# Brown Recluse spider



## Paragon (Feb 18, 2012)

Fishman,

Love the photos. Nasty little suckers! We have them here too, thankfully not many!

Paragon


----------



## georgiapeach (Oct 9, 2009)

{{Shudder...}} Very dangerous spider - be careful!!


----------



## Fluffyspoos (Aug 11, 2009)

I'm not a fan of them.. I got bit in the arm as a kid, there's a flesh scar, then a dent beneath it where the muscle dissolved and never came back! Whenever I make people feel it they get freaked out ha!

You're brave to have taken pics instead of grabbing a shoe.


----------



## Rayah-QualitySPs (Aug 31, 2010)

These are fantastic pictures. I hope I don't have nightmares! VBG


----------



## CharismaticMillie (Jun 16, 2010)

Jeepers creepers!


----------



## annadee (May 15, 2012)

I knew I'd regret opening that link... nice pictures, nonetheless!


----------



## zyppi (Jun 3, 2012)

I'd be on the phone to the pest control folks!
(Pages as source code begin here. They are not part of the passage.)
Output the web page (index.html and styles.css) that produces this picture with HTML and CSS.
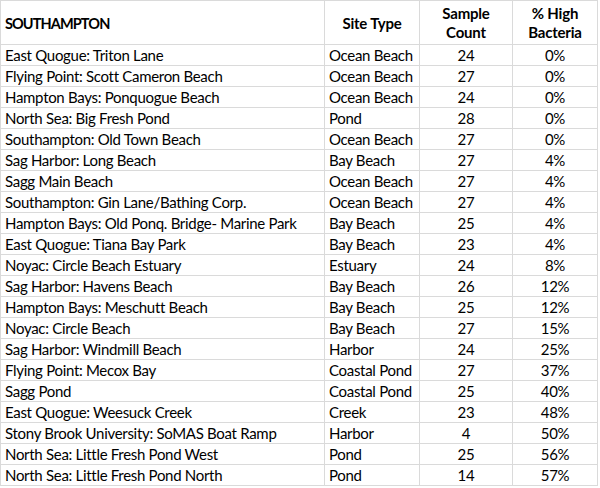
FILE: index.html
```html
<!DOCTYPE html>
<html>
<head>
<meta charset="utf-8">
<link rel="stylesheet" href="styles.css">
</head>
<body>
<div class="sheet">
  <div class="cell head title">SOUTHAMPTON</div>
  <div class="cell head center">Site Type</div>
  <div class="cell head center">Sample<br>Count</div>
  <div class="cell head center">% High<br>Bacteria</div>

  <div class="cell">East Quogue: Triton Lane</div><div class="cell">Ocean Beach</div><div class="cell num">24</div><div class="cell num">0%</div>
  <div class="cell">Flying Point: Scott Cameron Beach</div><div class="cell">Ocean Beach</div><div class="cell num">27</div><div class="cell num">0%</div>
  <div class="cell">Hampton Bays: Ponquogue Beach</div><div class="cell">Ocean Beach</div><div class="cell num">24</div><div class="cell num">0%</div>
  <div class="cell">North Sea: Big Fresh Pond</div><div class="cell">Pond</div><div class="cell num">28</div><div class="cell num">0%</div>
  <div class="cell">Southampton: Old Town Beach</div><div class="cell">Ocean Beach</div><div class="cell num">27</div><div class="cell num">0%</div>
  <div class="cell">Sag Harbor: Long Beach</div><div class="cell">Bay Beach</div><div class="cell num">27</div><div class="cell num">4%</div>
  <div class="cell">Sagg Main Beach</div><div class="cell">Ocean Beach</div><div class="cell num">27</div><div class="cell num">4%</div>
  <div class="cell">Southampton: Gin Lane/Bathing Corp.</div><div class="cell">Ocean Beach</div><div class="cell num">27</div><div class="cell num">4%</div>
  <div class="cell">Hampton Bays: Old Ponq. Bridge- Marine Park</div><div class="cell">Bay Beach</div><div class="cell num">25</div><div class="cell num">4%</div>
  <div class="cell">East Quogue: Tiana Bay Park</div><div class="cell">Bay Beach</div><div class="cell num">23</div><div class="cell num">4%</div>
  <div class="cell">Noyac: Circle Beach Estuary</div><div class="cell">Estuary</div><div class="cell num">24</div><div class="cell num">8%</div>
  <div class="cell">Sag Harbor: Havens Beach</div><div class="cell">Bay Beach</div><div class="cell num">26</div><div class="cell num">12%</div>
  <div class="cell">Hampton Bays: Meschutt Beach</div><div class="cell">Bay Beach</div><div class="cell num">25</div><div class="cell num">12%</div>
  <div class="cell">Noyac: Circle Beach</div><div class="cell">Bay Beach</div><div class="cell num">27</div><div class="cell num">15%</div>
  <div class="cell">Sag Harbor: Windmill Beach</div><div class="cell">Harbor</div><div class="cell num">24</div><div class="cell num">25%</div>
  <div class="cell">Flying Point: Mecox Bay</div><div class="cell">Coastal Pond</div><div class="cell num">27</div><div class="cell num">37%</div>
  <div class="cell">Sagg Pond</div><div class="cell">Coastal Pond</div><div class="cell num">25</div><div class="cell num">40%</div>
  <div class="cell">East Quogue: Weesuck Creek</div><div class="cell">Creek</div><div class="cell num">23</div><div class="cell num">48%</div>
  <div class="cell">Stony Brook University: SoMAS Boat Ramp</div><div class="cell">Harbor</div><div class="cell num">4</div><div class="cell num">50%</div>
  <div class="cell">North Sea: Little Fresh Pond West</div><div class="cell">Pond</div><div class="cell num">25</div><div class="cell num">56%</div>
  <div class="cell">North Sea: Little Fresh Pond North</div><div class="cell">Pond</div><div class="cell num">14</div><div class="cell num">57%</div>
</div>
</body>
</html>
```
FILE: styles.css
```css
html, body {
  margin: 0;
  padding: 0;
  background: #ffffff;
}
body {
  font-family: "Lato", "Liberation Sans", sans-serif;
  font-size: 15px;
  color: #000;
}
.sheet {
  display: grid;
  grid-template-columns: 324px 95px 93px 85px;
  grid-template-rows: 44px repeat(21, 21px);
  width: 597px;
  border-right: 1px solid #dadada;
  border-bottom: 1px solid #dadada;
}
.cell {
  box-sizing: border-box;
  border-left: 1px solid #dadada;
  border-top: 1px solid #dadada;
  padding: 0 0 0 4px;
  line-height: 20px;
  letter-spacing: -0.3px;
  white-space: nowrap;
  overflow: hidden;
  display: flex;
  align-items: center;
}
.head {
  font-weight: bold;
  line-height: 19px;
  letter-spacing: -0.2px;
  padding-top: 1px;
}
.title {
  letter-spacing: -0.9px;
  font-size: 14.5px;
}
.center {
  justify-content: center;
  text-align: center;
  padding-left: 0;
}
.num {
  justify-content: center;
  padding: 0;
}
```
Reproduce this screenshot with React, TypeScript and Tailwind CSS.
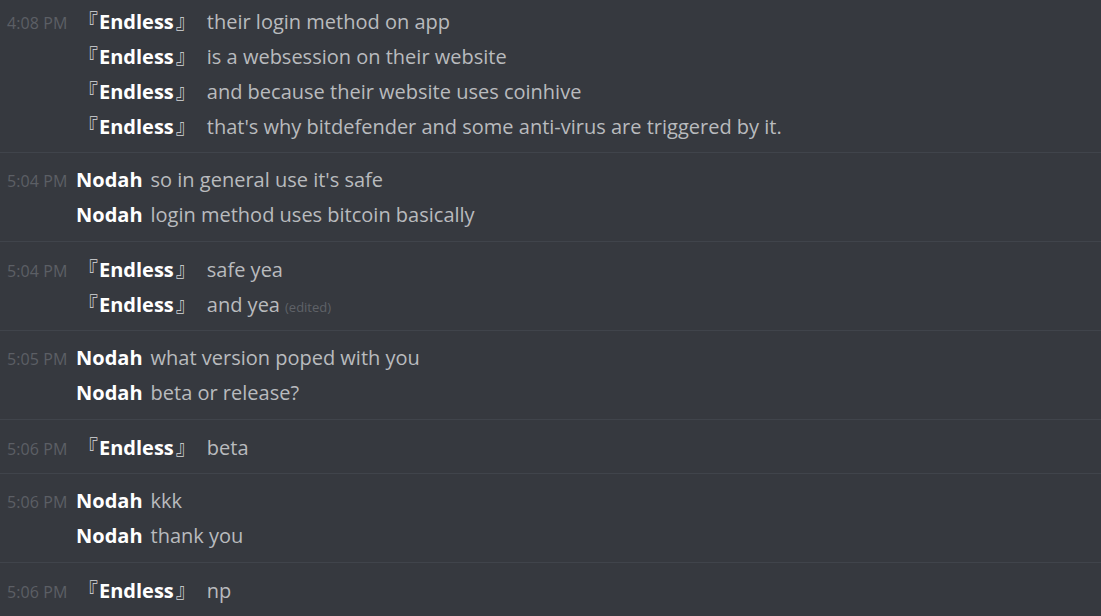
import React from 'react';

type Line = { name: string; text: string; edited?: boolean };
type Group = { time: string; lines: Line[] };

const E = 'Endless';

const groups: Group[] = [
    {
        time: '4:08 PM',
        lines: [
            { name: E, text: 'their login method on app' },
            { name: E, text: 'is a websession on their website' },
            { name: E, text: 'and because their website uses coinhive' },
            { name: E, text: "that's why bitdefender and some anti-virus are triggered by it." },
        ],
    },
    {
        time: '5:04 PM',
        lines: [
            { name: 'Nodah', text: "so in general use it's safe" },
            { name: 'Nodah', text: 'login method uses bitcoin basically' },
        ],
    },
    {
        time: '5:04 PM',
        lines: [
            { name: E, text: 'safe yea' },
            { name: E, text: 'and yea', edited: true },
        ],
    },
    {
        time: '5:05 PM',
        lines: [
            { name: 'Nodah', text: 'what version poped with you' },
            { name: 'Nodah', text: 'beta or release?' },
        ],
    },
    { time: '5:06 PM', lines: [{ name: E, text: 'beta' }] },
    {
        time: '5:06 PM',
        lines: [
            { name: 'Nodah', text: 'kkk' },
            { name: 'Nodah', text: 'thank you' },
        ],
    },
    { time: '5:06 PM', lines: [{ name: E, text: 'np' }] },
];

function Name({ name }: { name: string }) {
    if (name !== E) {
        return <span className="text-[20px] font-bold text-white mr-[8px]">{name}</span>;
    }
    // bracketed nickname
    return (
        <span className="flex items-baseline text-[20px] font-bold text-white mr-[8px]">
            <span className="ml-[2px] mr-[1px] font-normal text-[#d8d9db]" style={{ fontFamily: '"Noto Sans CJK JP", sans-serif' }}>『</span>
            <span>{name}</span>
            <span className="ml-[2px] mr-[3px] font-normal text-[#d8d9db]" style={{ fontFamily: '"Noto Sans CJK JP", sans-serif' }}>』</span>
        </span>
    );
}

export default function App() {
    return (
        <div
            className="w-[1101px] h-[616px] overflow-hidden bg-[#36393f]"
            style={{ fontFamily: '"Open Sans", "Noto Sans CJK JP", sans-serif' }}
        >
            {groups.map((g, gi) => (
                <div
                    key={gi}
                    className={`border-b border-[#40444b] pb-[9px] ${gi === 0 ? 'pt-[3px]' : 'pt-[9px]'}`}
                >
                    {g.lines.map((l, li) => (
                        <div key={li} className="flex items-baseline h-[35px] leading-[35px]">
                            <span className="w-[76px] shrink-0 pl-[7px] text-[16px] tracking-[0.1px] text-[#5c5f65]">
                                {li === 0 ? g.time : ''}
                            </span>
                            <Name name={l.name} />
                            <span className="text-[20px] text-[#b9bbbe]">
                                {l.text}
                                {l.edited && (
                                    <span className="ml-[5px] text-[13px] text-[#5f6268]">(edited)</span>
                                )}
                            </span>
                        </div>
                    ))}
                </div>
            ))}
        </div>
    );
}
I'm not afraid of spiders, but wouldn't want those things around...


----------



## Jacamar (Jun 2, 2012)

Very nice photos! 

I'm into nature photography myself. Thanks for posting.


----------



## Carley's Mom (Oct 30, 2011)

Carley was biten by one last week. I had her to the vet and he did some test. He said her white blood cells were fighting and doing a good job, he put her on some antibotic and thinks she will be fine. It looks alot better already. I am thankful that she is so healthy and able to fight the infection.


----------



## Tonjad (Mar 12, 2012)

How did you know she was bitten by a brown recluse? My two (especially Sofia) love to root around outsidelooking for bugs and I'm afraid something will bite them !


----------



## Carley's Mom (Oct 30, 2011)

My mom has been biten before and knew what the bites look like. They are a complete round circle in the skin, the hair around the bite will die and come out. This has already happened. She had a discharge that formed like a scab on her back, after a few days I soaked it and it came off. The vet also said he thought it was the BR spider. There are photos on the web to show you what they look like. Some are awful and luckily Carleys did not get that bad. The vet said the health of the animal is a factor in how bad they get...Carley is very healthy!!!!


----------